Talk about loans and what immediately comes to mind for most people are long-term loans such as automotive financing, furniture and fittings financing, mortgages and so on and so forth. Most people think about long-term loans that inadvertently require collateral and a number of years repaying the same. What most people fail to realize is that there are actually different types of loans with different repayment periods. What easily comes to mind are short term loans that can be repaid within 12 months after being approved by a lender. Though short term loans and long term loans are functionally the same, they are slightly different in terms of collateral, interest rates applied and so on and so forth.
What do we exactly mean by a short term loan?

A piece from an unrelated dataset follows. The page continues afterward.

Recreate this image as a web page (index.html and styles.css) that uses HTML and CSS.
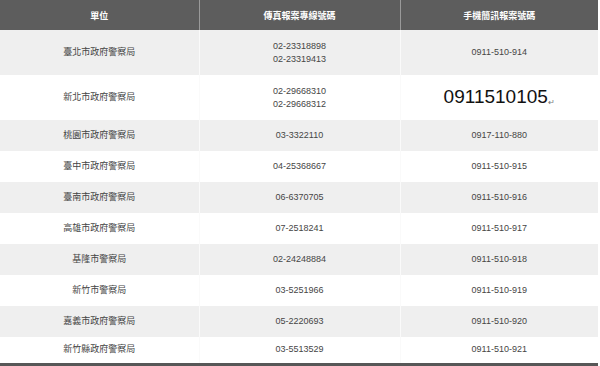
FILE: index.html
```html
<!DOCTYPE html>
<html lang="zh-Hant">
<head>
<meta charset="utf-8">
<link rel="stylesheet" href="styles.css">
</head>
<body>
<table class="tbl">
  <colgroup><col class="c1"><col class="c2"><col class="c3"></colgroup>
  <thead>
    <tr class="head"><th>單位</th><th>傳真報案專線號碼</th><th>手機簡訊報案號碼</th></tr>
  </thead>
  <tbody>
    <tr class="row tall gray"><td>臺北市政府警察局</td><td>02-23318898<br>02-23319413</td><td>0911-510-914</td></tr>
    <tr class="row tall"><td>新北市政府警察局</td><td>02-29668310<br>02-29668312</td><td><span class="big">0911510105</span><span class="ret">↵</span></td></tr>
    <tr class="row gray"><td>桃園市政府警察局</td><td>03-3322110</td><td>0917-110-880</td></tr>
    <tr class="row"><td>臺中市政府警察局</td><td>04-25368667</td><td>0911-510-915</td></tr>
    <tr class="row gray"><td>臺南市政府警察局</td><td>06-6370705</td><td>0911-510-916</td></tr>
    <tr class="row"><td>高雄市政府警察局</td><td>07-2518241</td><td>0911-510-917</td></tr>
    <tr class="row gray"><td>基隆市警察局</td><td>02-24248884</td><td>0911-510-918</td></tr>
    <tr class="row"><td>新竹市警察局</td><td>03-5251966</td><td>0911-510-919</td></tr>
    <tr class="row gray"><td>嘉義市政府警察局</td><td>05-2220693</td><td>0911-510-920</td></tr>
    <tr class="row last"><td>新竹縣政府警察局</td><td>03-5513529</td><td>0911-510-921</td></tr>
  </tbody>
</table>
</body>
</html>
```
FILE: styles.css
```css
html, body {
  margin: 0;
  padding: 0;
  background: #ffffff;
}
body {
  width: 600px;
  height: 366px;
  overflow: hidden;
  font-family: "Liberation Sans", "Noto Sans CJK TC", sans-serif;
}
.tbl {
  width: 598px;
  border-collapse: collapse;
  table-layout: fixed;
}
.c1 { width: 199px; }
.c2 { width: 201px; }
.c3 { width: 198px; }
.head {
  height: 30px;
  background: #5d5d5d;
}
.head th {
  color: #ffffff;
  font-size: 9px;
  font-weight: bold;
  text-align: center;
  vertical-align: middle;
  padding: 0;
  border-right: 1px solid #9a9a9a;
}
.head th:last-child { border-right: none; }
.row {
  height: 31px;
  background: #ffffff;
}
.row.tall { height: 45px; }
.row.gray { background: #efefef; }
.row td {
  color: #454545;
  font-size: 9px;
  line-height: 13px;
  text-align: center;
  vertical-align: middle;
  padding: 0;
  border-right: 1px solid #fafafa;
}
.row td:last-child { border-right: none; }
.row.last { height: 27px; border-bottom: 3px solid #575757; }
.big {
  font-family: "Liberation Sans", sans-serif;
  font-size: 19px;
  color: #111111;
  line-height: 22px;
}
.ret {
  font-size: 8px;
  color: #777;
  vertical-align: -2px;
}
```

The overriding question for most people is how exactly short a short term loan is. Simply put, all short term loans do not last for the same period of time. There is a short term loan that lasts for two weeks while there are short-term loans that last for 12 months. That aside, irrespective of whatever kind of short term loan you settle for, we can conclusively say and without any shadow of a doubt that a loan that is repaid within 12 months is categorized as a short-term loan.
The collateral question
Considering the fact that short term loans are usually advanced for smaller amounts of money, the issue of collateral is not given as much weight as is the case with long-term loans. In fact, the bulk of short-term loans are unsecured or in cases where collateral is required, the value of the collateral is comparably smaller to that of a long term loan.

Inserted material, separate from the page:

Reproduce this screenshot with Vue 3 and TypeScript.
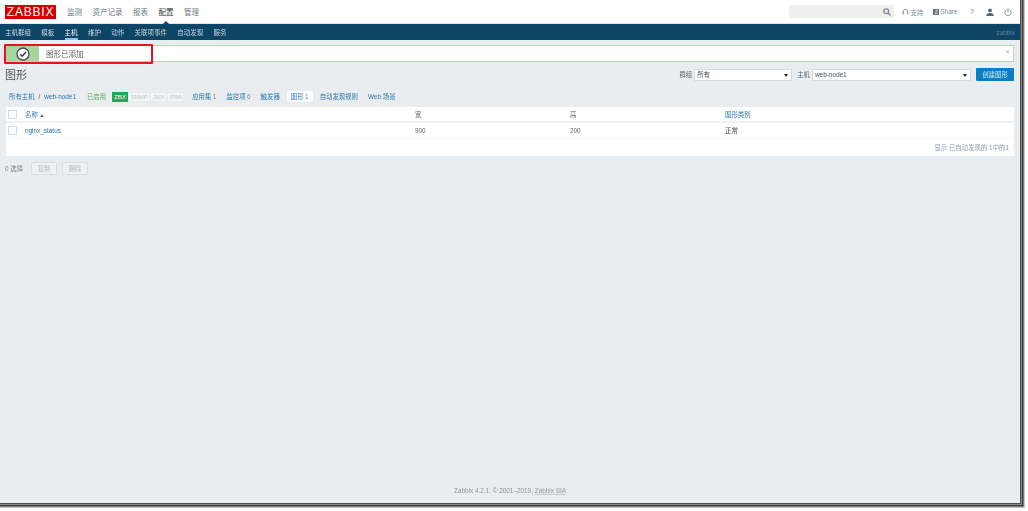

The interest rates question
When we talk about interest rates for short term loans, it is informed by a number of factors such as whether security was pledged or not, the term of the loan, the amount of money a person has borrowed and so on and so forth. In essence, if you provided collateral for a short term loan, chances are that you will end up paying a lower interest rate compared to a borrower who never pledged any security.
It is indeed highly recommended that you meet your loan obligations on time and without defaults to avoid penalties and fees that would further spike your short term loan to the roof. Defaulting on loan repayment not only has a negative impact on the amount of money you ultimately pay but also on your credit report. Defaults do have a negative impact on your credit score and might further injure your chances of getting approved in the future.